Rapid Response Collecting At The V&A from 2014

It is possible to stand back and select from the vast numbers of products, objects and technologies being made throughout the world, a certain few that are significant; or have the potential to have a major impact on our lives as global citizens?

Well, the V&A has created a new display within the context of its contemporary design department called ‘Rapid Response Collecting’. With the eye of an Anthropologist, Curator Corinna Gardner and her team behind this new exhibition, have selected certain objects that they hope will reveal deeper meanings about the nature of our 21st Century lives, beyond their functionality. To examine and promote debate about the implications of each item; for example in terms of their social, environmental and economic impact.

Their strategy has been well thought out. Whilst the objects are on display temporarily, the exhibition is permanent. In this way, there will be a constant shift in meaning, dialogue, and new connections made.

The current set of objects explore a wide range of themes and issues:

Engineering potential in the form of the KONE UltraRope; a light lift cable, able to raise lifts a 1000 metres in a single run. This will be a key component in allowing skyscrapers to be constructed even higher.

‘The Liberator’ is a gun produced by a 3D printer. It illustrates the complex social problems that accompany many new technologies and the necessity for us all to individually consider their pros and cons.

A worthy inclusion, touching on the politics of shelter and private/public spaces, is a display of the studs used to deter people from sleeping beside buildings. These have produced very passionate responses from wide sections of the population, highlighting the many deep divisions in our society.

Certain exhibits are included to provoke thought about the acquisition and storage of our personal data: by whom for the benefit of whom? The ‘Nest’ thermostat collects information about all aspects of the home and the habits of its occupiers. This is communicated across the net to allow remote house management. Convenient in many ways, but with what consequences?

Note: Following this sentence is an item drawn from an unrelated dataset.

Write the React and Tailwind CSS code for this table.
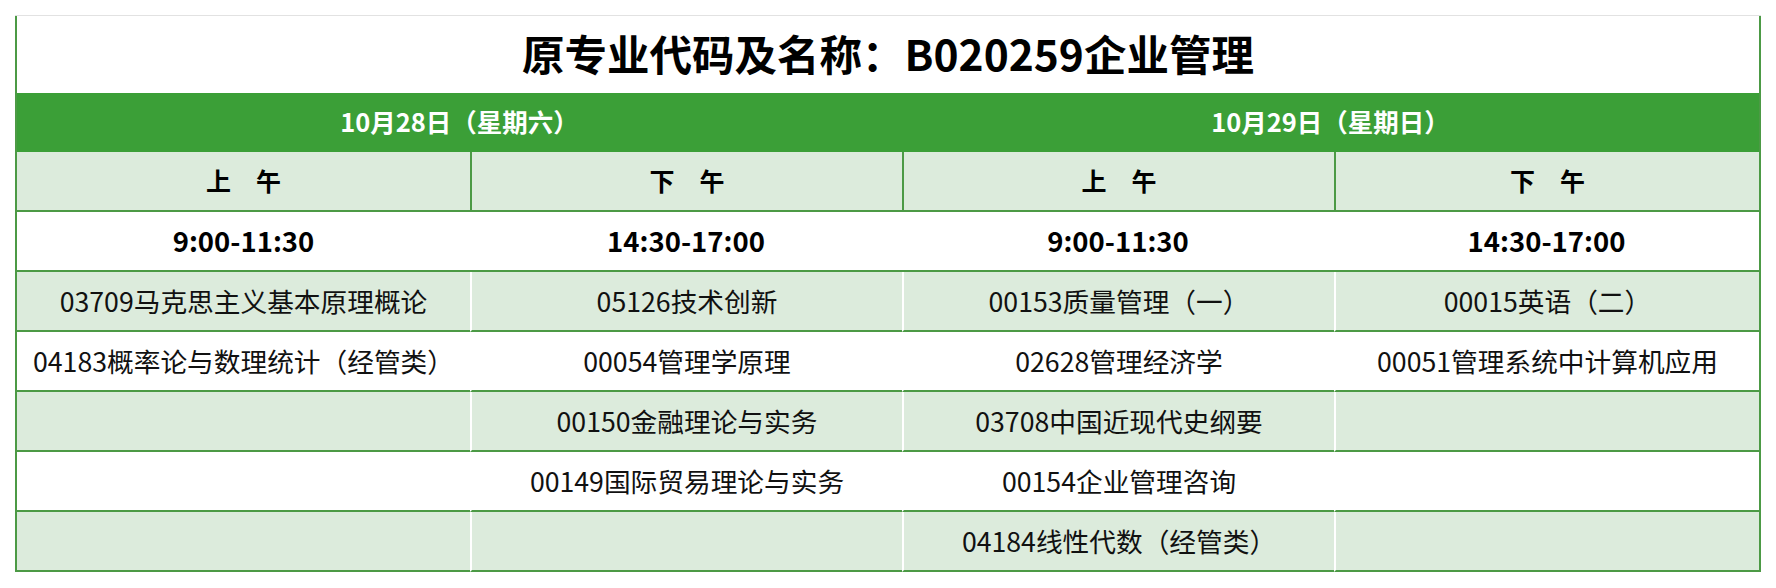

A direct connection with the people who produce our cheap products is made through the display of a pair of Primark cargo trousers. Made in Bangladesh, they are a commentary on the recent Rana Plaza disaster. Do we consider enough the origins of the cheap products we buy? Or how it’s possible the manufacturers keep costs so low?

All of this made me consider how these items; selected and isolated, must look to outsiders. How would they understand their function without any foreknowledge of what they were for or the contexts in which they were created? One of the exhibits was a pair of cosmetic eyelashes of the kind favoured by Katy Perry. What would an alien, or indeed even our recent ancestors make of all this? Would they understand our propensity for vanity and the need to identify with a popular archetype?

There’s a great bit in Walter Tevis’s ‘The Man Who Fell To Earth’ in which the alien Newton’s seemingly mundane pill dispenser is analysed and found to be made not of card or tin, but of Platinum and engineered with the precision of a microprocessor. Having been sent to Earth in search of resources rare on his home planet but common on ours; his advanced society provided him with items that mimicked the Earth objects they saw via the interception of our television pictures, in order for him to ‘fit in’. Of course, they had no idea that the materials presumably common on their world would be rare and precious on ours. In a similar (perhaps rather obvious) way, just imagine the look on a face of someone from the 19th century, if shown a smartphone. To them it would likely appear to be almost magical even unfathomable.

In Conclusion, I enjoyed this exhibition and felt it to be a really clever and significant addition to the mission of the V&A. It will be interesting to see how it evolves over time and change.